[A run of records]
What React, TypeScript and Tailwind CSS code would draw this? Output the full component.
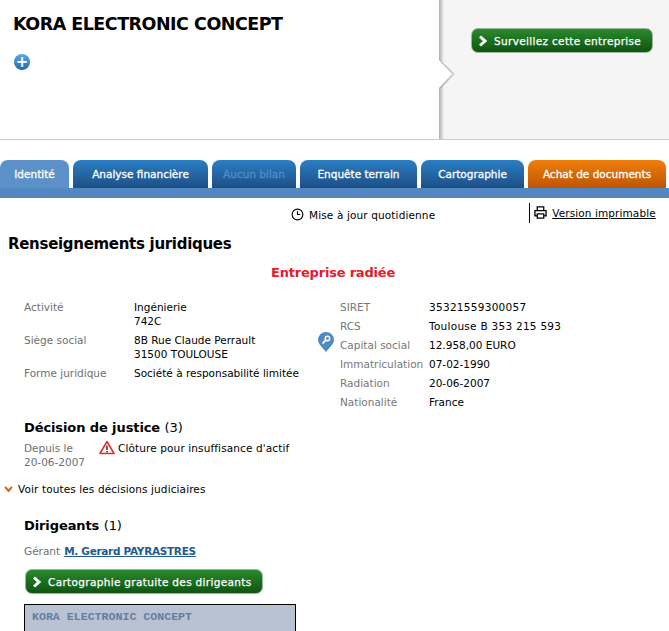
function Chevron({ className }: { className: string }) {
  return (
    <svg viewBox="0 0 10 12" className={className} fill="none" stroke="currentColor" strokeWidth="3">
      <path d="M2 1.5 L7 6 L2 10.5" />
    </svg>
  );
}

function GreenButton({ label, className }: { label: string; className: string }) {
  return (
    <div className={`flex items-center rounded-[7px] border border-[#9db59d] bg-gradient-to-b from-[#2c8a2c] via-[#1b6f1f] to-[#0f5513] tracking-[0.33px] text-white [-webkit-text-stroke:0.25px_white] ${className}`}>
      <Chevron className="ml-[6px] mr-[6px] h-[12px] w-[10px] text-white" />
      <span>{label}</span>
    </div>
  );
}

function Tab({ label, width, tone }: { label: string; width: string; tone: string }) {
  return (
    <div className={`flex h-[28px] items-center justify-center rounded-t-[8px] text-[10.5px] [-webkit-text-stroke:0.3px_currentColor] ${width} ${tone}`}>
      {label}
    </div>
  );
}

const blue = "bg-gradient-to-b from-[#2a7fc4] to-[#1d4f87] text-white";

function Row({ label, children }: { label: string; children: React.ReactNode }) {
  return (
    <div className="flex">
      <div className="w-[110px] text-[#6f6f6f]">{label}</div>
      <div className="text-black">{children}</div>
    </div>
  );
}

function RightRow({ label, value, valueClass = "" }: { label: string; value: string; valueClass?: string }) {
  return (
    <div className="flex h-[19px] items-center">
      <div className="w-[89px] text-[#777777]">{label}</div>
      <div className={`text-black ${valueClass}`}>{value}</div>
    </div>
  );
}

export default function App() {
  return (
    <div className="h-[631px] w-[669px] overflow-hidden bg-white font-['DejaVu_Sans',sans-serif] text-[10.5px] leading-[14px] text-black">
      <header className="flex h-[140px] border-b border-[#cccccc]">
        <div className="w-[439px] pl-[14px] pt-[13px]">
          <h1 className="-ml-[1px] text-[17.5px] font-bold leading-[22px] tracking-[-0.5px]">KORA ELECTRONIC CONCEPT</h1>
          <div className="mt-[19px] flex h-[16px] w-[16px] items-center justify-center rounded-full bg-gradient-to-b from-[#5aa8e6] to-[#1f6cb0] text-[15px] font-bold leading-none text-white">+</div>
        </div>
        <div className="relative flex-1 bg-gradient-to-r from-[#aeaeae] from-[0px] to-[#f5f5f5] to-[5px] pl-[32px] pt-[28px]">
          <svg viewBox="0 0 18 32" className="absolute left-0 top-[59px] h-[32px] w-[18px]">
            <defs>
              <linearGradient id="notch" x1="0" x2="1" y1="0" y2="0">
                <stop offset="0" stopColor="#a8a8a8" />
                <stop offset="1" stopColor="#d8d8d8" />
              </linearGradient>
            </defs>
            <path d="M0 0 L16 15 L0 31 Z" fill="url(#notch)" />
            <path d="M0 1 L13 15 L0 29 Z" fill="#ffffff" />
          </svg>
          <GreenButton label="Surveillez cette entreprise" className="h-[25px] w-[182px] text-[10.5px]" />
        </div>
      </header>

      <nav className="mt-[20px] flex justify-between pr-[3px]">
        <Tab label="Identité" width="w-[69px]" tone="bg-[#5b91c8] text-white" />
        <Tab label="Analyse financière" width="w-[135px]" tone={blue} />
        <Tab label="Aucun bilan" width="w-[84px]" tone="bg-gradient-to-b from-[#2a7fc4] to-[#1d4f87] text-[#4f8fc8]" />
        <Tab label="Enquête terrain" width="w-[117px]" tone={blue} />
        <Tab label="Cartographie" width="w-[103px]" tone={blue} />
        <Tab label="Achat de documents" width="w-[138px]" tone="bg-gradient-to-b from-[#f07f0a] to-[#bf5504] text-white" />
      </nav>
      <div className="h-[10px] bg-[#5288bf]" />

      <div className="flex h-[29px] items-start">
        <div className="ml-[291px] mt-[10px] flex items-center">
          <svg viewBox="0 0 14 14" className="-mt-[2px] mr-[5px] h-[13px] w-[13px]" fill="none" stroke="black" strokeWidth="1.2">
            <circle cx="7" cy="7" r="5.8" />
            <path d="M7 3.5 V7 H10" />
          </svg>
          <span className="tracking-[0.13px]">Mise à jour quotidienne</span>
        </div>
        <div className="ml-[94px] mt-[5px] flex h-[20px] border-l border-black pl-[4px] pt-[3px]">
          <svg viewBox="0 0 14 14" className="mr-[5px] h-[13px] w-[13px]" fill="none" stroke="black" strokeWidth="1.4">
            <path d="M3.5 5 V1 H10.5 V5" />
            <path d="M3 10.5 H1 V5 H13 V10.5 H11" />
            <path d="M3.5 8.5 H10.5 V13 H3.5 Z" />
          </svg>
          <span className="underline tracking-[0.1px]">Version imprimable</span>
        </div>
      </div>

      <h2 className="ml-[8px] mt-[7px] text-[15px] font-bold leading-[20px] tracking-[-0.3px]">Renseignements juridiques</h2>
      <div className="mt-[10px] ml-[271px] text-[13px] font-bold leading-[18px] tracking-[-0.2px] text-[#e8192c]">Entreprise radiée</div>

      <div className="mt-[18px] flex">
        <div className="ml-[24px] flex w-[292px] flex-col gap-[5px]">
          <Row label="Activité">Ingénierie<br />742C</Row>
          <Row label="Siège social">8B Rue Claude Perrault<br />31500 TOULOUSE</Row>
          <Row label="Forme juridique">Société à responsabilité limitée</Row>
        </div>
        <div className="relative -mt-[3px] ml-[24px] flex flex-col">
          <svg viewBox="0 0 16 20" className="absolute -left-[22px] top-[35px] h-[20px] w-[16px]">
            <path d="M8 20 C5 16 0 12 0 8 A8 8 0 0 1 16 8 C16 12 11 16 8 20 Z" fill="#4f8ac4" />
            <circle cx="9.5" cy="6.5" r="2.2" fill="none" stroke="white" strokeWidth="1.5" />
            <path d="M8 8 L4.5 11.5" stroke="white" strokeWidth="1.8" />
          </svg>
          <RightRow label="SIRET" value="35321559300057" valueClass="tracking-[0.28px]" />
          <RightRow label="RCS" value="Toulouse B 353 215 593" valueClass="tracking-[0.27px]" />
          <RightRow label="Capital social" value="12.958,00 EURO" />
          <RightRow label="Immatriculation" value="07-02-1990" />
          <RightRow label="Radiation" value="20-06-2007" />
          <RightRow label="Nationalité" value="France" />
        </div>
      </div>

      <h3 className="mt-[8px] ml-[24px] text-[13px] font-bold leading-[18px] tracking-[-0.1px]">
        Décision de justice <span className="font-normal">(3)</span>
      </h3>
      <div className="ml-[24px] mt-[4px] flex">
        <div className="w-[75px] text-[#6f6f6f]">Depuis le<br />20-06-2007</div>
        <div className="flex items-start">
          <svg viewBox="0 0 16 15" className="-mt-[1px] mr-[3px] h-[15px] w-[16px]" fill="none">
            <path d="M8 1.5 L15 13.5 H1 Z" stroke="#e03030" strokeWidth="1.6" strokeLinejoin="round" />
            <path d="M8 5.5 V10 M8 11 V12.5" stroke="black" strokeWidth="1.2" />
          </svg>
          <span className="tracking-[0.12px]">Clôture pour insuffisance d'actif</span>
        </div>
      </div>

      <div className="ml-[4px] mt-[13px] flex items-center">
        <svg viewBox="0 0 10 8" className="mr-[5px] h-[7px] w-[9px]" fill="none" stroke="#e0660c" strokeWidth="2.4">
          <path d="M1 1 L5 5.5 L9 1" />
        </svg>
        <span className="tracking-[0.11px]">Voir toutes les décisions judiciaires</span>
      </div>

      <h3 className="ml-[24px] mt-[21px] text-[13px] font-bold leading-[18px] tracking-[-0.1px]">
        Dirigeants <span className="font-normal">(1)</span>
      </h3>
      <div className="ml-[24px] mt-[9px] flex">
        <span className="mr-[4px] text-[#6f6f6f]">Gérant</span>
        <span className="font-bold tracking-[-0.3px] text-[#1f5a92] underline">M. Gerard PAYRASTRES</span>
      </div>
      <GreenButton label="Cartographie gratuite des dirigeants" className="ml-[25px] mt-[11px] h-[25px] w-[238px] text-[10.5px]" />
      <div className="ml-[24px] mt-[10px] h-[60px] w-[272px] border border-black bg-[#b8c2d3] pl-[7px] pt-[5px] font-['Liberation_Mono',monospace] text-[11.6px] font-bold text-[#5f7fa3]">
        KORA ELECTRONIC CONCEPT
      </div>
    </div>
  );
}
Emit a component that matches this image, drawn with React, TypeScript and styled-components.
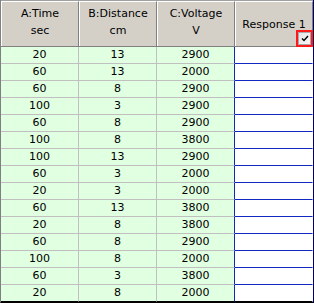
import styled, { createGlobalStyle } from 'styled-components';

const GlobalStyle = createGlobalStyle`
  html, body {
    margin: 0;
    padding: 0;
    background: #ffffff;
  }
`;

const rows: [string, string, string][] = [
  ['20', '13', '2900'],
  ['60', '13', '2000'],
  ['60', '8', '2900'],
  ['100', '3', '2900'],
  ['60', '8', '2900'],
  ['100', '8', '3800'],
  ['100', '13', '2900'],
  ['60', '3', '2000'],
  ['20', '3', '2000'],
  ['60', '13', '3800'],
  ['20', '8', '3800'],
  ['60', '8', '2900'],
  ['100', '8', '2000'],
  ['60', '3', '3800'],
  ['20', '8', '2000'],
];

const Grid = styled.div`
  width: 314px;
  box-sizing: border-box;
  border-left: 1px solid #808080;
  border-right: 1px solid #000060;
  border-bottom: 1px solid #000000;
  font-family: 'DejaVu Sans', Verdana, sans-serif;
  font-size: 11px;
  color: #000000;
`;

const HeaderRow = styled.div`
  display: grid;
  grid-template-columns: repeat(4, 78px);
  height: 47px;
  background: #d4d0c8;
  border-top: 1px solid #a0a0a0;
  border-bottom: 1px solid #808080;
  box-sizing: border-box;
`;

const HeaderCell = styled.div`
  position: relative;
  display: flex;
  flex-direction: column;
  align-items: center;
  justify-content: center;
  border-left: 1px solid #ffffff;
  border-top: 1px solid #ffffff;
  border-right: 1px solid #808080;
  line-height: 17px;
  padding-bottom: 4px;
  box-sizing: border-box;
`;

const ResponseLabel = styled.span`
  margin-top: 5px;
`;

const CheckFrame = styled.div`
  position: absolute;
  right: -1px;
  bottom: -1px;
  width: 17px;
  height: 17px;
  box-sizing: border-box;
  border: 2px solid #ff1a1a;
  display: flex;
  align-items: center;
  justify-content: center;
  background: #ffffff;
`;

const CheckBox = styled.div`
  width: 13px;
  height: 13px;
  box-sizing: border-box;
  border: 1px solid #a8a8b0;
  background: linear-gradient(135deg, #e4e4e4, #f8f8f8);
  display: flex;
  align-items: center;
  justify-content: center;
`;

const Row = styled.div`
  display: grid;
  grid-template-columns: repeat(4, 78px);
  height: 17px;
`;

const Cell = styled.div<{ $response?: boolean; $last?: boolean; $beforeResponse?: boolean }>`
  display: flex;
  align-items: center;
  justify-content: center;
  box-sizing: border-box;
  background: ${({ $response }) => ($response ? '#ffffff' : '#e1ffe1')};
  border-right: 1px solid
    ${({ $beforeResponse, $response }) =>
      $beforeResponse ? '#1028c0' : $response ? 'transparent' : '#c0c0c0'};
  border-bottom: 1px solid
    ${({ $last, $response }) => ($last ? '#000000' : $response ? '#1028c0' : '#c0c0c0')};
  line-height: 16px;
`;

export default function App() {
  return (
    <>
      <GlobalStyle />
      <Grid>
        <HeaderRow>
          <HeaderCell>
            <span>A:Time</span>
            <span>sec</span>
          </HeaderCell>
          <HeaderCell>
            <span>B:Distance</span>
            <span>cm</span>
          </HeaderCell>
          <HeaderCell>
            <span>C:Voltage</span>
            <span>V</span>
          </HeaderCell>
          <HeaderCell>
            <ResponseLabel>Response 1</ResponseLabel>
            <CheckFrame>
              <CheckBox>
                <svg width="8" height="7" viewBox="0 0 8 7">
                  <path d="M1 3.5 L3 5.5 L7 1" fill="none" stroke="#000" strokeWidth="1.4" />
                </svg>
              </CheckBox>
            </CheckFrame>
          </HeaderCell>
        </HeaderRow>
        {rows.map((r, i) => {
          const last = i === rows.length - 1;
          return (
            <Row key={i}>
              <Cell $last={last}>{r[0]}</Cell>
              <Cell $last={last}>{r[1]}</Cell>
              <Cell $last={last} $beforeResponse>
                {r[2]}
              </Cell>
              <Cell $last={last} $response />
            </Row>
          );
        })}
      </Grid>
    </>
  );
}
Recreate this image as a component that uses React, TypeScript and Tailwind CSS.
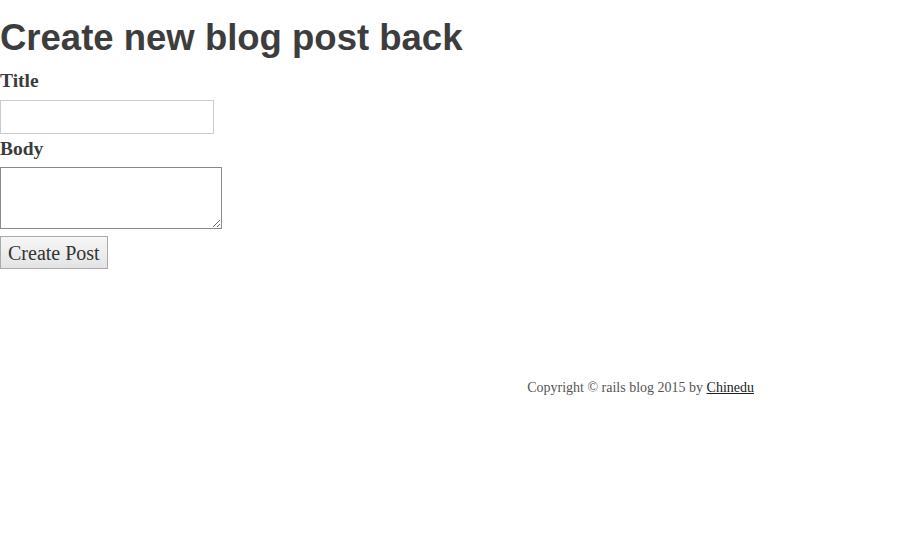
import React from 'react';

export default function App() {
  return (
    <div className="w-[920px] h-[556px] bg-white text-[#3b3b3b] font-['Liberation_Serif',serif]">
      <h1 className="m-0 pt-[16px] text-[36.5px] leading-[44px] font-bold font-['Liberation_Sans',Arial,sans-serif] text-[#3d3d3d]">
        Create new blog post back
      </h1>

      <form className="flex flex-col items-start">
        <label className="text-[19.5px] leading-[22px] font-bold mt-[10px]">Title</label>
        <input
          type="text"
          className="mt-[8px] w-[214px] h-[34px] border border-[#cccccc] bg-white outline-none"
        />
        <label className="text-[19.5px] leading-[22px] font-bold mt-[4px]">Body</label>
        <textarea className="mt-[7px] w-[222px] h-[62px] border border-[#8a8a8a] bg-white outline-none resize" />
        <button
          type="button"
          className="mt-[7px] h-[33px] px-[7px] border border-[#aaaaaa] bg-gradient-to-b from-[#f6f6f6] to-[#e4e4e4] text-[20px] leading-[24px] text-[#333]"
        >
          Create Post
        </button>
      </form>

      <footer className="mt-[108px] flex justify-end pr-[166px] text-[14px] text-[#555]">
        <p>
          Copyright © rails blog 2015 by{' '}
          <a href="#" className="underline text-[#222]">Chinedu</a>
        </p>
      </footer>
    </div>
  );
}
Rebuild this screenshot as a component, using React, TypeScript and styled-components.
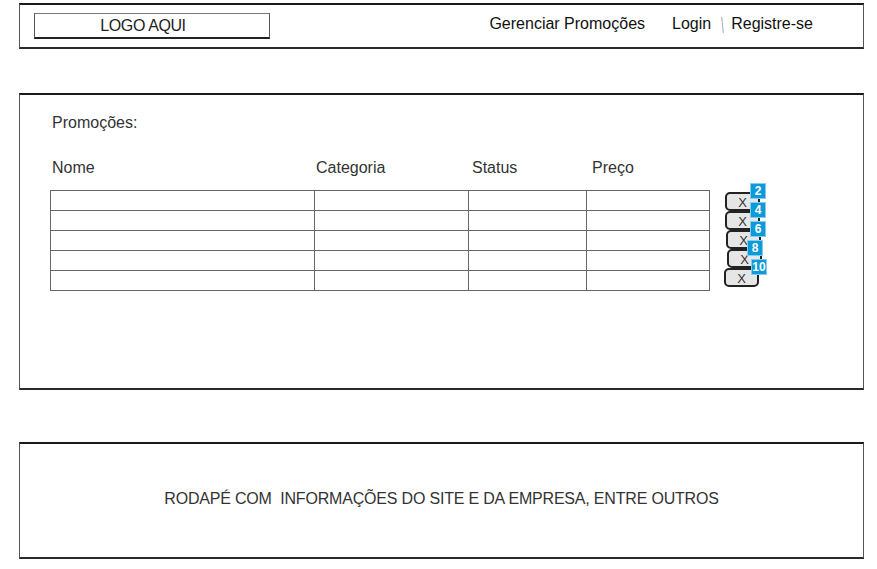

Task to carry out -> What is the number of lines above that hold the string "React"? Answer with that number alone.

Full output -> 6